1 And it came to pass after these things, that God did tempt Abraham, and said unto him, Abraham: and he said, Behold, here I am.

The Hebrew word translated as tempt here is נסה or nasah, which is to test or even to attempt (# 5254), in the sense of to try or prove. It is prove in the King James Version in Exodus chapter 16, where we read “4 Then said the LORD unto Moses, Behold, I will rain bread from heaven for you; and the people shall go out and gather a certain rate every day, that I may prove them, whether they will walk in my law, or no.” It is translated as tempt in places where Moses had accused the children of Israel of trying Yahweh Himself, in places such as Exodus chapter 17, in verses 2 and 7 in the King James version. So it is also where we read in Deuteronomy chapter 6: “16 Ye shall not tempt the LORD your God, as ye tempted him in Massah.”

So here Yahweh God had tested, or proven, Abraham, but we shall assert that the real purpose of the test, unbeknownst to Abraham at the time, was to have Abraham dedicate his son Isaac on the altar which he would build to Yahweh here in this chapter. So Yahweh makes this demand:

2 And he said, Take now thy son, thine only son Isaac, whom thou lovest, and get thee into the land of Moriah; and offer him there for a burnt offering upon one of the mountains which I will tell thee of.

Isaac was not actually Abraham’s only son, but rather, the beloved son, and the Septuagint rendering reflects that where Brenton’s translation has “Take thy son, the beloved one, whom thou hast loved – Isaac”. However while the the Hebrew word יחיד or yachid (# 3173) may mean only, it is defined in Strong’s original Concordance as “properly united, i.e. sole; by implication beloved; also lonely”.

This request was quite explicit and direct, however it is apparent that Abraham did not at all protest, and he is immediately depicted as having complied, in spite of any grief or consternation which he may, or may not, have experienced:

3 And Abraham rose up early in the morning, and saddled his ass, and took two of his young men with him, and Isaac his son, and clave the wood for the burnt offering, and rose up, and went unto the place of which God had told him. 4 Then on the third day Abraham lifted up his eyes, and saw the place afar off.

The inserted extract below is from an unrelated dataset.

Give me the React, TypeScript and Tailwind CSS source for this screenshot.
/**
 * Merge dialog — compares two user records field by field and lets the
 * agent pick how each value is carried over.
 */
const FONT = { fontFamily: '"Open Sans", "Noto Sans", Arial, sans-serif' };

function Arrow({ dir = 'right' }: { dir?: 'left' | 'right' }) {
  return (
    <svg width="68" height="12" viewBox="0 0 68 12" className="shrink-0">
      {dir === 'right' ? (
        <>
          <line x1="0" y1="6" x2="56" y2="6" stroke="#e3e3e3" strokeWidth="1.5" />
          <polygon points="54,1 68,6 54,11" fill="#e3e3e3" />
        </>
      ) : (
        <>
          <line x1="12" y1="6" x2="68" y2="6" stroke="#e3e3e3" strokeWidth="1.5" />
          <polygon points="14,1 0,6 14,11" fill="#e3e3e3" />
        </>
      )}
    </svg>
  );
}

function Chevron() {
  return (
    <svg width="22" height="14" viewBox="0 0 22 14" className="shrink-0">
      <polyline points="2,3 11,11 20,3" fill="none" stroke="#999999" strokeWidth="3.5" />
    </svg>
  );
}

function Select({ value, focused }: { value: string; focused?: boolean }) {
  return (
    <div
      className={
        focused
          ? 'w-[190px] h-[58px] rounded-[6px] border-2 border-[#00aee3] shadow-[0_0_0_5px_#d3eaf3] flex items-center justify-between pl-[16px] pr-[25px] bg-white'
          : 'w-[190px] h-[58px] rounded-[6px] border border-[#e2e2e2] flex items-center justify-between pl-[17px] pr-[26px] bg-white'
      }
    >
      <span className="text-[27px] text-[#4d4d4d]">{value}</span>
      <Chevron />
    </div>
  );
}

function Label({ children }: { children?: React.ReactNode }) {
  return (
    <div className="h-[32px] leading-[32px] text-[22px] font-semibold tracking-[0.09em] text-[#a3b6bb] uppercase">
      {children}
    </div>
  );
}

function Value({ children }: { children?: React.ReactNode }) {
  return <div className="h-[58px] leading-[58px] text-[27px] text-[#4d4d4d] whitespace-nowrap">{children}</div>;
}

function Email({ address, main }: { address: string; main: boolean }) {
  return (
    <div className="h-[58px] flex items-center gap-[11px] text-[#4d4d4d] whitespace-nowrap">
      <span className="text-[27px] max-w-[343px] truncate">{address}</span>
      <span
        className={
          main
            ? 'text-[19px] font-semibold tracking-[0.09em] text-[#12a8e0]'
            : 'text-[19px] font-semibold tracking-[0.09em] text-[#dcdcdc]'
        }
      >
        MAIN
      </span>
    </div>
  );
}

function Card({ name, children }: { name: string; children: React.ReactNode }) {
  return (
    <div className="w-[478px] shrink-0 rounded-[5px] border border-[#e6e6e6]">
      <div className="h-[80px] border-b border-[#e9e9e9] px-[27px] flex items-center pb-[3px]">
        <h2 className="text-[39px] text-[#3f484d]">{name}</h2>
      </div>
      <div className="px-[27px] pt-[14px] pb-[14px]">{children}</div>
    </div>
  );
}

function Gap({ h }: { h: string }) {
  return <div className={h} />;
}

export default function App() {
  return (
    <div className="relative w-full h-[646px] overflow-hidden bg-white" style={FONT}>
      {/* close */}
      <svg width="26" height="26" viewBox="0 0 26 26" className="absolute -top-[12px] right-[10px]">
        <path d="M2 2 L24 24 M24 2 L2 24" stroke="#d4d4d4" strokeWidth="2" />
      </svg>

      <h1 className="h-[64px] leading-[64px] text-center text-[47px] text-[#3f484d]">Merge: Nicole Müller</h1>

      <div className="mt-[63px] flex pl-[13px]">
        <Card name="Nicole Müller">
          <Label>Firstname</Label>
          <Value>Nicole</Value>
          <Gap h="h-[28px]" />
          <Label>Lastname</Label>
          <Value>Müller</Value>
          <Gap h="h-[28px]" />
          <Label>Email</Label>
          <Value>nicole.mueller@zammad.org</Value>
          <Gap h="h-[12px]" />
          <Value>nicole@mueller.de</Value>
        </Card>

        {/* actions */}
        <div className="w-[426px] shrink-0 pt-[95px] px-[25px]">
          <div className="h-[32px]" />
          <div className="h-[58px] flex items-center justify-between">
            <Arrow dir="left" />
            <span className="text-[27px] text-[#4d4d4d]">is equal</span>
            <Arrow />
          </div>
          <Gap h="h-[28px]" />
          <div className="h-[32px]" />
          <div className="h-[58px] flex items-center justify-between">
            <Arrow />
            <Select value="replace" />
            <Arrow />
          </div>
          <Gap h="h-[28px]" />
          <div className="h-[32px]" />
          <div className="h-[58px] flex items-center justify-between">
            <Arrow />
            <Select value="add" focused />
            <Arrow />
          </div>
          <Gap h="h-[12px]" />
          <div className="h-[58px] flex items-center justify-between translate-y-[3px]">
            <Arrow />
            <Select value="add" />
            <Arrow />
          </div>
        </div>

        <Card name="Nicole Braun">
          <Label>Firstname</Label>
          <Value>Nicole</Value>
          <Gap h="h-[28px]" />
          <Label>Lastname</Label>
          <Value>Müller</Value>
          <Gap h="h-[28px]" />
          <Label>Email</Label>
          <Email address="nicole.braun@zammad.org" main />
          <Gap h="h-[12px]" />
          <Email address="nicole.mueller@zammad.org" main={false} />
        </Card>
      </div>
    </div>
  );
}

The common interpretation is that this land of Moriah describes the same place in Jerusalem where the mountain called Moriah, which was later the site of Solomon’s temple, had been located. But the Hebrew term מריה or Moriah (# 4179), means “seen of Yah”, or Yahweh, contains a name which was not yet revealed to Abraham. So if this is indeed the Moriah which was later a part of Jerusalem, then perhaps Moses employed another anachronism, so that we would know where the sacrifice occurred, but he did not inform us of the original name of the place in the time of Abraham. The name Moriah only appears elsewhere in 2 Chronicles chapter 3 (3:1), where it was said that there was “where the LORD appeared unto David his father”, speaking of Solomon, and therefore that was the place where the temple of Yahweh was built.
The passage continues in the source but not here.